Not without saving it somewhere in the filesystem as part of that process. File uploads go to /tmp first, then are moved and renamed to a folder of your choosing when you upload through PHP. Mail composed with a multipart (attachment) setup has to send a path to that attached file to the mail server (the file is not actually a part of the message until the mail server sends it), so the file has to stick around on the server long enough for all of that to happen. It’s not a very large window of danger if you then delete the file after the mail goes through. But PHP mail is not direct. PHP sends the mail command to the mail server (usually sendmail) and then promptly forgets and moves on to other things. Mail servers can be quick or they can be slow, and when they’re done, they don’t notify PHP that they’ve sent the message. I’m not sure how you would do a callback in that case. Maybe have the mail server send a copy of the message to itself, and have a PHP reader pick up that mailbox every N minutes or something like that, looking for filenames it could delete.
Walter
On Sep 8, 2012, at 1:34 PM, neil.west1 wrote:
Okay, I can see this is something I’m going to have to look into a little more seriously. I’ve not looked at the way FTG works with uploads but is it possible to attach the excel file directly to the email without actually uploading to the server at all?

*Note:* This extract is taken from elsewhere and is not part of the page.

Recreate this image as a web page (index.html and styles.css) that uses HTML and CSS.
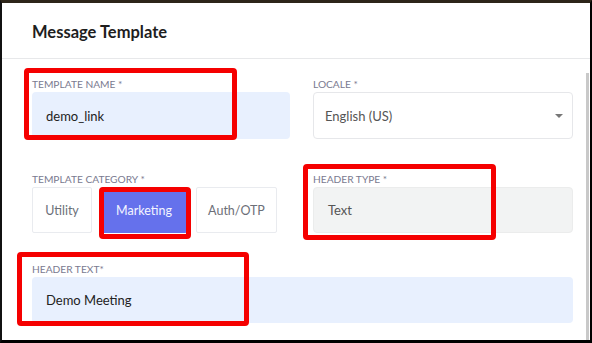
FILE: index.html
```html
<!DOCTYPE html>
<html lang="en">
<head>
    <meta charset="UTF-8">
    <meta name="viewport" content="width=device-width, initial-scale=1.0">
    <title>Message Template</title>
    <link rel="stylesheet" href="styles.css">
</head>
<body>
    <div class="frame">
        <div class="modal-header">
            <h2>Message Template</h2>
        </div>

        <div class="modal-body">
            <div class="form">
                <div class="field">
                    <label>Template Name *</label>
                    <div class="input filled">demo_link</div>
                </div>
                <div class="field">
                    <label>Locale *</label>
                    <div class="input select">
                        <span>English (US)</span>
                        <span class="caret"></span>
                    </div>
                </div>

                <div class="field">
                    <label>Template Category *</label>
                    <div class="choices">
                        <button class="choice utility">Utility</button>
                        <button class="choice marketing active">Marketing</button>
                        <button class="choice auth">Auth/OTP</button>
                    </div>
                </div>
                <div class="field">
                    <label>Header Type *</label>
                    <div class="input disabled">Text</div>
                </div>

                <div class="field wide">
                    <label>Header Text*</label>
                    <div class="input filled">Demo Meeting</div>
                </div>
            </div>
            <div class="scrollbar"></div>
        </div>

        <!-- annotation boxes drawn over the form -->
        <div class="mark mark-name"></div>
        <div class="mark mark-category"></div>
        <div class="mark mark-type"></div>
        <div class="mark mark-text"></div>
    </div>
</body>
</html>
```

FILE: styles.css
```css
* {
    box-sizing: border-box;
}
body {
    margin: 0;
    font-family: Lato, "Noto Sans", Arial, sans-serif;
    background: #000;
}
.frame {
    position: relative;
    width: 592px;
    height: 343px;
    background: #fff;
    border-top: 3px solid #2d2519;
    border-left: 2px solid #111;
    border-right: 2px solid #000;
    border-bottom: 3px solid #000;
    display: flex;
    flex-direction: column;
    overflow: hidden;
}
.modal-header {
    height: 56px;
    padding: 3px 0 0 30px;
    display: flex;
    align-items: center;
    border-bottom: 1px solid #e7e8ea;
    flex-shrink: 0;
}
.modal-header h2 {
    margin: 0;
    font-size: 16.5px;
    font-weight: 700;
    color: #1e1e1e;
}
.modal-body {
    flex: 1;
    display: flex;
}
.form {
    flex: 1;
    padding: 17px 13px 0 30px;
    display: grid;
    grid-template-columns: 258px 260px;
    column-gap: 23px;
    row-gap: 32px;
    align-content: start;
}
.field.wide {
    grid-column: 1 / 3;
    margin-top: -4px;
}
label {
    display: block;
    font-size: 10.2px;
    line-height: 16px;
    text-transform: uppercase;
    color: #7a7a90;
}
.input {
    height: 47px;
    border-radius: 4px;
    padding-left: 14px;
    display: flex;
    align-items: center;
    font-size: 13px;
    color: #222;
}
.filled {
    background: #e8f0fe;
}
.field.wide .input {
    height: 46px;
}
.select {
    border: 1px solid #e6e7ea;
    padding: 0 9px 0 11px;
    justify-content: space-between;
    color: #555;
}
.caret {
    width: 0;
    height: 0;
    border-left: 4px solid transparent;
    border-right: 4px solid transparent;
    border-top: 4px solid #777;
}
.disabled {
    height: 46px;
    background: #f2f3f3;
    border: 1px solid #ebecec;
    color: #555;
}
.choices {
    display: flex;
    gap: 9px;
}
.choice {
    height: 46px;
    border: 1px solid #e9ebef;
    border-radius: 2px;
    background: #fff;
    font-family: inherit;
    font-size: 12.5px;
    color: #6c6f78;
    padding: 0;
}
.utility {
    width: 60px;
}
.marketing {
    width: 86px;
}
.auth {
    width: 81px;
}
.choice.active {
    background: #6571ec;
    border-color: #6571ec;
    color: #f4f5ff;
}
.scrollbar {
    width: 3px;
    margin: 14px 1px 0 0;
    background: #c9c9c9;
}
.mark {
    position: absolute;
    border: 5px solid #f50000;
    border-radius: 4px;
}
.mark-name {
    left: 22px;
    top: 65px;
    width: 213px;
    height: 72px;
}
.mark-category {
    left: 97px;
    top: 184px;
    width: 92px;
    height: 52px;
}
.mark-type {
    left: 301px;
    top: 161px;
    width: 193px;
    height: 76px;
}
.mark-text {
    left: 15px;
    top: 249px;
    width: 232px;
    height: 74px;
}
```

We are accepting probably 10 to 15 graphic file uploads per day in the range of 15 to 200 mb each. We tried about three methods for file uploads, including Forms to Go and have settled upon Jotform.com and absolutely love everything about it. It’s free or cheap, totally secure https for your site and the process of maintenance, customization and process can’t be beat. Easy to implement in Freeway by just adding a little markup item on the page. Jotform provides so many bells and whistles for html, css, scripting and notifications it’s amazing.
Besides file uploads there are tons of other form features on Jotform. If you don’t mind relying upon third party services then you will really like this.
I’m designing 2 or 3 sites at the same time next week and I’m expecting a few things I won’t have time to work out (client log in and upload for example) does anyone offer freelance help as and when I need it on jobs? Or can you point me in the right direction please.